Posted by Pete on 24th Nov 2017

A long line of radical beards

I have a beard.

It’s nothing too showy but it’s far more than just stubble, and I like it.

Next to some of the great radicals of the 19th century, however, it is a humble, humble thing.

Attending his first meeting of the socialist Fabian Society, the clean-shaven (and later Prime Minister) Clement Attlee jokingly asked his brother "Do we have to grow a beard to join this show?"

George Bernard Shaw, Peter Kropotkin, Friedrich Engels.

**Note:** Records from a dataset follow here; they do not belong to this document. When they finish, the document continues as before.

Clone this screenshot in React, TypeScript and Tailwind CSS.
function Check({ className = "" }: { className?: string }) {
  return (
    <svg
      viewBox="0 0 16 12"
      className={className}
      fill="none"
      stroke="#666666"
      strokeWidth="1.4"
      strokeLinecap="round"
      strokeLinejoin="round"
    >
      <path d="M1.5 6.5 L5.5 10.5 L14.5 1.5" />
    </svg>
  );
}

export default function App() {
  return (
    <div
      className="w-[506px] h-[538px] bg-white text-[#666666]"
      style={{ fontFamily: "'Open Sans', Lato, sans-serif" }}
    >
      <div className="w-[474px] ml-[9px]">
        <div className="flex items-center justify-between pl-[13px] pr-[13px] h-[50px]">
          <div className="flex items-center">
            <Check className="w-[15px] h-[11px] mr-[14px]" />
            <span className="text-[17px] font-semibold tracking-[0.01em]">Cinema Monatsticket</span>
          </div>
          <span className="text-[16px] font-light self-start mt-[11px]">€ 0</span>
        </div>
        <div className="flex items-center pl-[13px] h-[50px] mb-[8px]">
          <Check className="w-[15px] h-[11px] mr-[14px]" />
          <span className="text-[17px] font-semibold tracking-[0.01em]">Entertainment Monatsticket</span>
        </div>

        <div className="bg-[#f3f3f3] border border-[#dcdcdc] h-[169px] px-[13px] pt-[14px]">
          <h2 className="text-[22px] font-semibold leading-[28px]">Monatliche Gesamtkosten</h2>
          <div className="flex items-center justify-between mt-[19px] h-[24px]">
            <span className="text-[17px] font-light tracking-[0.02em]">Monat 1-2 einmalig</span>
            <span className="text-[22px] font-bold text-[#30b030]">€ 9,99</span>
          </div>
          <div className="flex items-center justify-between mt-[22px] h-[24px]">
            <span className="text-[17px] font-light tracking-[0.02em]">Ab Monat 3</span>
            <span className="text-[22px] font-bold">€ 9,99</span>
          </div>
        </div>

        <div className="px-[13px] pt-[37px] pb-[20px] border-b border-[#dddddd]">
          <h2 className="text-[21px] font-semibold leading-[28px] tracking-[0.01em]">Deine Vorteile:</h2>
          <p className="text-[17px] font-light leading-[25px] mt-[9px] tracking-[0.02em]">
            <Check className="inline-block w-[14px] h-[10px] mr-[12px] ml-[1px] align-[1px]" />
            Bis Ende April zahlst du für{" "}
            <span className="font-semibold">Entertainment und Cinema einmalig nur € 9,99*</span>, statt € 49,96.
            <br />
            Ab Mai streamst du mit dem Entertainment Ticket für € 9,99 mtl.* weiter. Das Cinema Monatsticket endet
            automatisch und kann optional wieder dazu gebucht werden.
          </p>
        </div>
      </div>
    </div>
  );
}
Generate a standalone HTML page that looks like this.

They all had pretty formidable facial hair.

And it's impossible to forget Karl Marx here, owner of one of the most famous beards in history.

But maybe we might not immediately think of Charles Darwin, whose book On the Origin of Species was published today back in 1859.


Charles Darwin: a radical thinker?

A less obvious figure in our line of bearded radicals, largely because we might not think of Darwin as a 'radical' at all.

A sturdily middle-class man showing little sign of political agitation.

But it would be wrong to think all Darwin shared with Marx was a Santa-like visage.

Both men travelled the world. Marx, fleeing the secret police of various states, dodged across 19th century Europe from Germany to France to Belgium to England.

Darwin, propelled by Atlantic winds in the sails of HMS Beagle, saw Cape Verde, Argentina, Chile, the Galapagos Islands, and South Africa.

And though their fields of study may seem lightyears apart, both men developed theories which rocked the 19th century world.

Through his many works, Marx stressed the importance of the struggle between classes in the development of human history.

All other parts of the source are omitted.